Blida – Quartier Bizot




Connaissez-vous le quartier Bizot ? Non ! Pas vraiment, alors laissez-moi vous le raconter.
Laissez-moi vous raconter cette histoire d’amour qui me lie à ce quartier, qui m’a vu grandir et puis aussi partir.
Le quartier Bizot possède et le jardin et la caserne. Je ne sais pas lequel a donné le nom à l’autre.
Le Jardin Bizot, bien connu de tous les potaches qui ont fréquenté le lycée Duveyrier, borde le quartier à l’ouest. A l’est, il y avait un reste de la vieille enceinte fortifiée de Blida. C’était le fortin. On l’appelait aussi «  La poudrière « . En face de ce fortin, il y avait une maison close «  La Patte de Chat « . Fréquentée fortement par et les militaires et par les civils. Très souvent, il fallait l’intervention de la police militaire pour calmer les ardeurs de quelques enragés, qui apparemment, ne tenaient pas l’alcool.

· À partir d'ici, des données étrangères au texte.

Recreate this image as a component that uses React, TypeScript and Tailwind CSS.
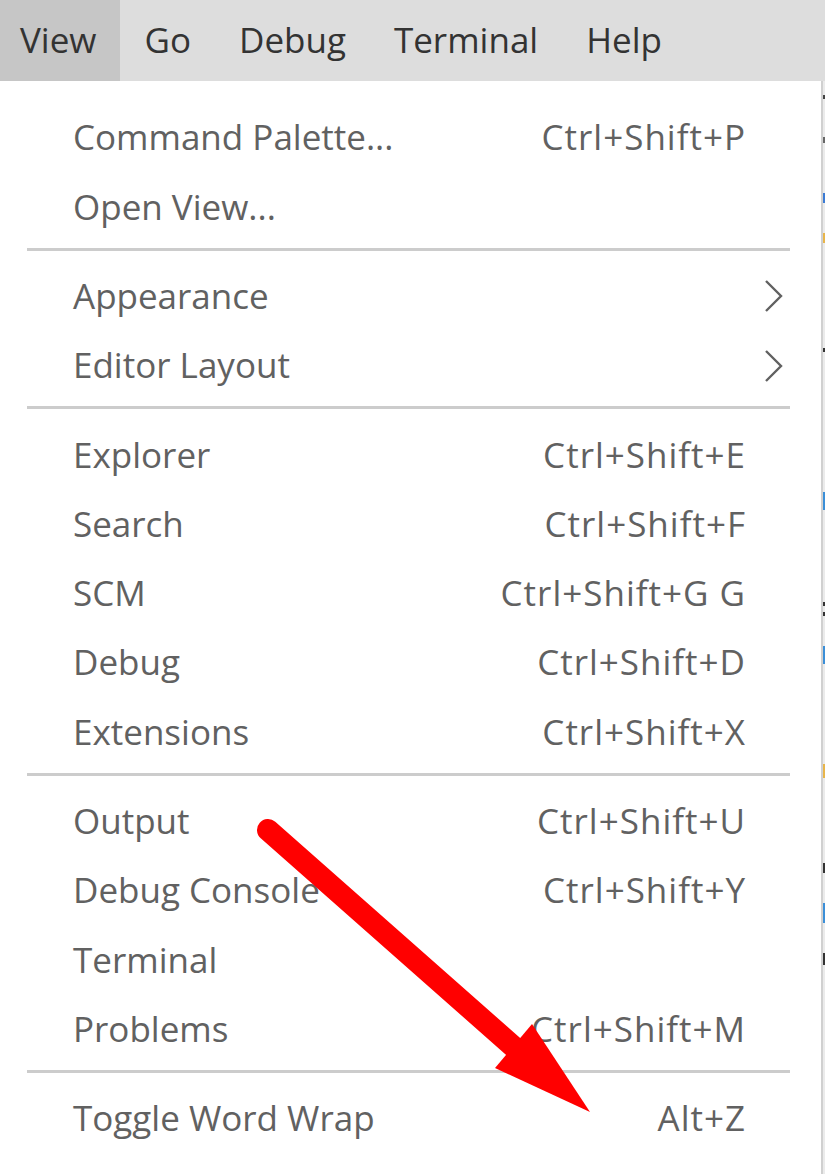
type Row =
  | { kind: "item"; label: string; shortcut?: string; submenu?: boolean }
  | { kind: "sep" };

const rows: Row[] = [
  { kind: "item", label: "Command Palette...", shortcut: "Ctrl+Shift+P" },
  { kind: "item", label: "Open View..." },
  { kind: "sep" },
  { kind: "item", label: "Appearance", submenu: true },
  { kind: "item", label: "Editor Layout", submenu: true },
  { kind: "sep" },
  { kind: "item", label: "Explorer", shortcut: "Ctrl+Shift+E" },
  { kind: "item", label: "Search", shortcut: "Ctrl+Shift+F" },
  { kind: "item", label: "SCM", shortcut: "Ctrl+Shift+G G" },
  { kind: "item", label: "Debug", shortcut: "Ctrl+Shift+D" },
  { kind: "item", label: "Extensions", shortcut: "Ctrl+Shift+X" },
  { kind: "sep" },
  { kind: "item", label: "Output", shortcut: "Ctrl+Shift+U" },
  { kind: "item", label: "Debug Console", shortcut: "Ctrl+Shift+Y" },
  { kind: "item", label: "Terminal" },
  { kind: "item", label: "Problems", shortcut: "Ctrl+Shift+M" },
  { kind: "sep" },
  { kind: "item", label: "Toggle Word Wrap", shortcut: "Alt+Z" },
  { kind: "item", label: "Toggle Minimap" },
];

const menubar = ["View", "Go", "Debug", "Terminal", "Help"];

// bits of the editor peeking out behind the menu's right edge
const peeks = [
  { gap: 14, h: 4, c: "bg-[#444]" },
  { gap: 38, h: 6, c: "bg-[#666]" },
  { gap: 50, h: 10, c: "bg-[#3b7bd4]" },
  { gap: 30, h: 10, c: "bg-[#e8b54a]" },
  { gap: 105, h: 4, c: "bg-[#333]" },
  { gap: 140, h: 18, c: "bg-[#3b8fd8]" },
  { gap: 92, h: 4, c: "bg-[#333]" },
  { gap: 6, h: 4, c: "bg-[#333]" },
  { gap: 30, h: 18, c: "bg-[#3b8fd8]" },
  { gap: 100, h: 14, c: "bg-[#e8b54a]" },
  { gap: 85, h: 10, c: "bg-[#333]" },
  { gap: 30, h: 20, c: "bg-[#3b8fd8]" },
  { gap: 30, h: 12, c: "bg-[#333]" },
];

function Chevron() {
  return (
    <svg width="20" height="34" viewBox="0 0 20 34" fill="none">
      <polyline
        points="2,2 17,17 2,32"
        stroke="#616161"
        strokeWidth="2.4"
        strokeLinejoin="miter"
      />
    </svg>
  );
}

export default function App() {
  return (
    <div className="relative h-[1174px] w-[825px] overflow-hidden bg-white font-['Open_Sans',sans-serif]">
      <div className="flex h-[81px] bg-[#dddddd] text-[35px] text-[#333333]">
        {menubar.map((m, i) => (
          <div
            key={m}
            className={
              i === 0
                ? "flex items-center bg-[#c6c6c6] pl-[20px] pr-[24px]"
                : "flex items-center px-[24px]"
            }
          >
            {m}
          </div>
        ))}
      </div>

      <div className="flex">
        <div className="w-[821px] pt-[22px] text-[35px] text-[#616161]">
          {rows.map((r, i) =>
            r.kind === "sep" ? (
              <div
                key={i}
                className="ml-[27px] mr-[31px] mt-[6px] mb-[11px] h-[3px] bg-[#cccccc]"
              />
            ) : (
              <div key={i} className="flex h-[69.3px] items-center pl-[73px]">
                <span className="flex-1 whitespace-nowrap">{r.label}</span>
                {r.shortcut && (
                  <span className="whitespace-nowrap tracking-[1px]">
                    {r.shortcut}
                  </span>
                )}
                <span className="flex w-[75px] items-center pl-[18px]">
                  {r.submenu && <Chevron />}
                </span>
              </div>
            )
          )}
        </div>
        <div className="flex h-[1093px] w-[4px] flex-col border-l-2 border-[#d0d0d0] bg-[#ebebeb]">
          {peeks.map((p, i) => (
            <div
              key={i}
              className={`w-[3px] shrink-0 ${p.c}`}
              style={{ marginTop: p.gap, height: p.h }}
            />
          ))}
        </div>
      </div>

      <svg
        className="pointer-events-none absolute left-0 top-0"
        width="825"
        height="1174"
        viewBox="0 0 825 1174"
      >
        <line
          x1="268"
          y1="830"
          x2="516"
          y2="1049"
          stroke="#ff0000"
          strokeWidth="22"
          strokeLinecap="round"
        />
        <polygon points="495,1068 532,1024 590,1112" fill="#ff0000" />
      </svg>
    </div>
  );
}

Au nord, commençait le quartier habité de la place de Lavigerie et de la rue Thiers.
Au sud, le terrain de jeu le plus extraordinaire pour un enfant à la recherche de sensations et de découvertes, l’oued  El Kébir et la montagne de Mimich.
Voilà, c’est dans cette espace, en forme de trapèze, que j’ai appris à rêver.
Un grand boulevard, le Bd de Strasbourg, traversait ce quartier d’ouest en est. Je ne me rappelle pas que ce Bd ait été un jour goudronné, mais il était bordé d’arbres, des frênes, de chaque côté. Mon lance pierres, ‘’ taouwel ‘’ ou tire boulettes comme disait ma maman, a fait des ravages parmi la gente ailée qui passait par-là. En face de la caserne, du côté nord, il y avait un terrain vague, envahi par les herbes folles, surtout les chardons. Une bande de bourricots venait quelques fois prendre un peu de bon temps quand le vieil arabe, qui habitait le long de l’oued, leur laissait le loisir après qu’ils avaient, inlassablement transporté des tonnes de gravier.

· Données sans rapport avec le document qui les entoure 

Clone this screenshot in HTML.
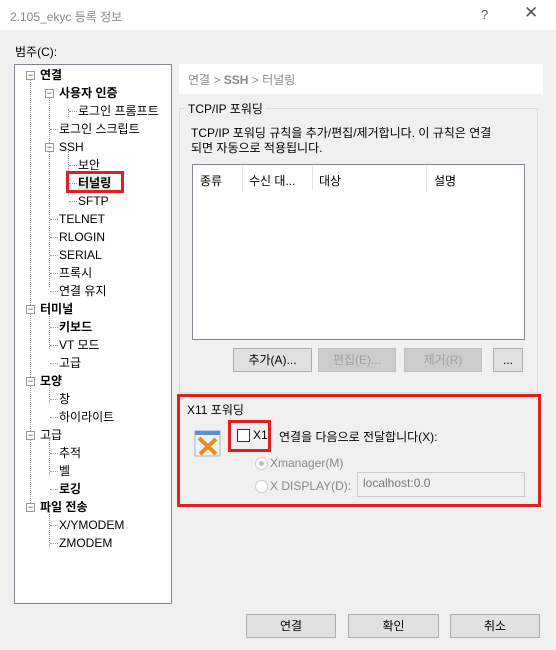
<!DOCTYPE html><html><head><meta charset="utf-8"><style>
*{margin:0;padding:0;box-sizing:border-box}
body{width:556px;height:650px;background:#f0f0f0;font-family:"Liberation Sans","Noto Sans CJK KR",sans-serif;font-size:12px;color:#000;position:relative;overflow:hidden}
.a{position:absolute;white-space:nowrap}
.tb{left:0;top:0;width:556px;height:30px;background:#fff}
.tree{left:14px;top:64px;width:158px;height:540px;background:#fff;border:1px solid #828790}
.it{position:absolute;line-height:16px}
.b{font-weight:bold}
.box{position:absolute;width:9px;height:9px;border:1px solid #999;background:#fff;font-size:9px;line-height:6px;text-align:center;color:#333}
.vl{position:absolute;border-left:1px dotted #999}
.hl{position:absolute;border-top:1px dotted #999;width:8px}
.btn{position:absolute;height:24px;border:1px solid #adadad;background:#e1e1e1;text-align:center;line-height:22px}
.dis{color:#a0a0a0;background:#ccc;border-color:#bfbfbf}
.red{position:absolute;border:3px solid #e02020}
</style></head><body>
<div class="a tb"></div>
<div class="a" style="left:10px;top:8px;color:#888;font-size:12px">2.105_ekyc 등록 정보</div>
<div class="a" style="left:481px;top:7px;color:#555;font-size:13px">?</div>
<div class="a" style="left:524px;top:3px;color:#555;font-size:17px">✕</div>
<div class="a" style="left:15px;top:43px">범주(C):</div>
<div class="a tree">
<div class="vl" style="left:15px;top:14px;height:430px"></div>
<div class="vl" style="left:34px;top:30px;height:192px"></div>
<div class="vl" style="left:53px;top:44px;height:8px"></div>
<div class="vl" style="left:53px;top:86px;height:44px"></div>
<div class="vl" style="left:34px;top:248px;height:36px"></div>
<div class="vl" style="left:34px;top:320px;height:18px"></div>
<div class="vl" style="left:34px;top:374px;height:36px"></div>
<div class="vl" style="left:34px;top:446px;height:36px"></div>
<div class="box" style="left:11px;top:6px">−</div><div class="it b" style="left:25px;top:2px">연결</div>
<div class="box" style="left:30px;top:24px">−</div><div class="it b" style="left:44px;top:20px">사용자 인증</div>
<div class="hl" style="left:54px;top:46px"></div><div class="it" style="left:63px;top:38px">로그인 프롬프트</div>
<div class="hl" style="left:35px;top:64px"></div><div class="it" style="left:44px;top:56px">로그인 스크립트</div>
<div class="box" style="left:30px;top:78px">−</div><div class="it" style="left:44px;top:74px">SSH</div>
<div class="hl" style="left:54px;top:100px"></div><div class="it" style="left:63px;top:92px">보안</div>
<div class="hl" style="left:54px;top:118px"></div><div class="it b" style="left:63px;top:110px;background:#e8e8e8">터널링</div>
<div class="hl" style="left:54px;top:136px"></div><div class="it" style="left:63px;top:128px">SFTP</div>
<div class="hl" style="left:35px;top:154px"></div><div class="it" style="left:44px;top:146px">TELNET</div>
<div class="hl" style="left:35px;top:172px"></div><div class="it" style="left:44px;top:164px">RLOGIN</div>
<div class="hl" style="left:35px;top:190px"></div><div class="it" style="left:44px;top:182px">SERIAL</div>
<div class="hl" style="left:35px;top:208px"></div><div class="it" style="left:44px;top:200px">프록시</div>
<div class="hl" style="left:35px;top:226px"></div><div class="it" style="left:44px;top:218px">연결 유지</div>
<div class="box" style="left:11px;top:240px">−</div><div class="it b" style="left:25px;top:236px">터미널</div>
<div class="hl" style="left:35px;top:262px"></div><div class="it b" style="left:44px;top:254px">키보드</div>
<div class="hl" style="left:35px;top:280px"></div><div class="it" style="left:44px;top:272px">VT 모드</div>
<div class="hl" style="left:35px;top:298px"></div><div class="it" style="left:44px;top:290px">고급</div>
<div class="box" style="left:11px;top:312px">−</div><div class="it b" style="left:25px;top:308px">모양</div>
<div class="hl" style="left:35px;top:334px"></div><div class="it" style="left:44px;top:326px">창</div>
<div class="hl" style="left:35px;top:352px"></div><div class="it" style="left:44px;top:344px">하이라이트</div>
<div class="box" style="left:11px;top:366px">−</div><div class="it" style="left:25px;top:362px">고급</div>
<div class="hl" style="left:35px;top:388px"></div><div class="it" style="left:44px;top:380px">추적</div>
<div class="hl" style="left:35px;top:406px"></div><div class="it" style="left:44px;top:398px">벨</div>
<div class="hl" style="left:35px;top:424px"></div><div class="it b" style="left:44px;top:416px">로깅</div>
<div class="box" style="left:11px;top:438px">−</div><div class="it b" style="left:25px;top:434px">파일 전송</div>
<div class="hl" style="left:35px;top:460px"></div><div class="it" style="left:44px;top:452px">X/YMODEM</div>
<div class="hl" style="left:35px;top:478px"></div><div class="it" style="left:44px;top:470px">ZMODEM</div>
</div>
<div class="red" style="left:66px;top:171px;width:58px;height:22px"></div>
<div class="a" style="left:179px;top:64px;width:364px;height:30px;background:#fff"></div>
<div class="a" style="left:188px;top:71px;color:#888">연결 &gt; <b>SSH</b> &gt; 터널링</div>
<div class="a" style="left:179px;top:108px;width:359px;height:285px;border:1px solid #dcdcdc"></div>
<div class="a" style="left:185px;top:100px;background:#f0f0f0;padding:0 3px">TCP/IP 포워딩</div>
<div class="a" style="left:191px;top:126px;line-height:15px">TCP/IP 포워딩 규칙을 추가/편집/제거합니다. 이 규칙은 연결<br>되면 자동으로 적용됩니다.</div>
<div class="a" style="left:192px;top:164px;width:333px;height:176px;background:#fff;border:1px solid #828790"></div>
<div class="a" style="left:200px;top:172px">종류</div>
<div class="a" style="left:242px;top:166px;height:24px;border-left:1px solid #e5e5e5"></div>
<div class="a" style="left:249px;top:172px">수신 대...</div>
<div class="a" style="left:312px;top:166px;height:24px;border-left:1px solid #e5e5e5"></div>
<div class="a" style="left:319px;top:172px">대상</div>
<div class="a" style="left:426px;top:166px;height:24px;border-left:1px solid #e5e5e5"></div>
<div class="a" style="left:434px;top:172px">설명</div>
<div class="btn" style="left:233px;top:348px;width:79px">추가(A)...</div>
<div class="btn dis" style="left:318px;top:348px;width:78px">편집(E)...</div>
<div class="btn dis" style="left:404px;top:348px;width:78px">제거(R)</div>
<div class="btn" style="left:493px;top:348px;width:30px">...</div>
<div class="red" style="left:177px;top:394px;width:364px;height:113px"></div>
<div class="a" style="left:187px;top:401px">X11 포워딩</div>
<svg class="a" style="left:192px;top:429px" width="30" height="30" viewBox="0 0 30 30"><rect x="3" y="2" width="25" height="25" fill="#eef4fb" stroke="#9db4cc"/><rect x="3" y="2" width="25" height="4" fill="#5b8fd1"/><path d="M7 9 L24 25 M24 10 L8 25" stroke="#f08a1c" stroke-width="4"/></svg>
<div class="a" style="left:237px;top:429px;width:13px;height:13px;border:1px solid #333;background:#fff"></div>
<div class="a" style="left:253px;top:428px">X1</div>
<div class="red" style="left:228px;top:420px;width:43px;height:32px"></div>
<div class="a" style="left:279px;top:428px">연결을 다음으로 전달합니다(X):</div>
<div class="a" style="left:255px;top:457px;width:13px;height:13px;border-radius:50%;border:1px solid #ccc;background:#fff"><div style="margin:3px;width:5px;height:5px;border-radius:50%;background:#bbb"></div></div>
<div class="a" style="left:270px;top:456px;color:#888">Xmanager(M)</div>
<div class="a" style="left:255px;top:480px;width:13px;height:13px;border-radius:50%;border:1px solid #ccc;background:#fff"></div>
<div class="a" style="left:270px;top:479px;color:#888">X DISPLAY(D):</div>
<div class="a" style="left:357px;top:472px;width:168px;height:25px;border:1px solid #ccc;background:#f0f0f0;color:#777;padding:3px 5px">localhost:0.0</div>
<div class="btn" style="left:246px;top:614px;width:90px">연결</div>
<div class="btn" style="left:348px;top:614px;width:91px">확인</div>
<div class="btn" style="left:450px;top:614px;width:90px">취소</div>
</body></html>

C’était pour nous le moment de jouer aux cow-boys. Mais apparemment, pour marcher, les ânes  ne devaient obéir qu’au vieil homme.
Il y avait, aussi, un gros platane creusé en son milieu par la foudre. Des grosses branches, autour du tronc, faisaient penser à des créneaux en haut d’une tour. C’était notre château fort.
Malheur à qui voulait s’en emparer.
Dans ce même terrain vague, il y avait une fosse où un vieux monsieur, parlant l’espagnol, élevait des cochons. Mes parents avaient droit à quelques soubressades au moment des cochonnailles.
Lorsqu’il arrivait, parfois, des invasions de criquets, les herbes en étaient envahies. C’était amusant de courir dedans. Les criquets s’envolaient et se reposaient derrière nous. On aurait dit l’eau qui s’écarte à l’avant d’un navire et qui se referme derrière lui.



Le long de la caserne était un endroit privilégié. Lorsque les jeunes recrues y faisaient leurs exercices, il n’était pas rare que nous nous joignions à eux avec notre carabine à patates.
A cet endroit, il y avait, pour la fête de l’Aïd el Kébir, un moment fort. Une vingtaine de trous était creusés, et les tirailleurs faisaient cuire les méchouis.
Ensuite, nous les gamins, nous allions déguster quelques morceaux en leur compagnie.



L’oued et Mimich, c’était l’aventure. Quand après une bêtise, je recevais une correction, je prenais mon lance pierres et je me retirais dans Mimich. J’en voulais au monde entier. Je rêvais de partir. Je me prenais pour Stanley ou Livingstone. Je connaissais chaque sentier. Je savais où trouver les grenades. Avec mon fidèle compagnon, le lance pierres, et les fruits, pour sûr je n’ai besoin de personne, pensais-je, mais le soir venu, je me disais que ce serait pour une prochaine fois.


A l’époque des gros orages, l’oued presque à sec, se mettait à gonfler rapidement.
Parfois, les flots étaient si puissants, que l’on entendait s’entrechoquer les blocs de pierre et les galets. En été, lorsque subsistait un mince filet d’eau, nous pataugions dedans et faisions des barrages.




 Il n’était pas rare de rencontrer une grande couleuvre. Malheur à elle quand nous l’attrapions.
Voilà mon quartier. Nous n’étions pas nombreux à nous le partager. Quelques fois, il y avait des enfants des gourbis, le long de l’oued, qui venait nous asticoter. Alors là, c’était la guerre.

Une caserne, un bordel, quelques habitations, un terrain vague, un oued, la montagne de MIMICH et des souvenirs plein la tête. C’était ça mon quartier Bizot.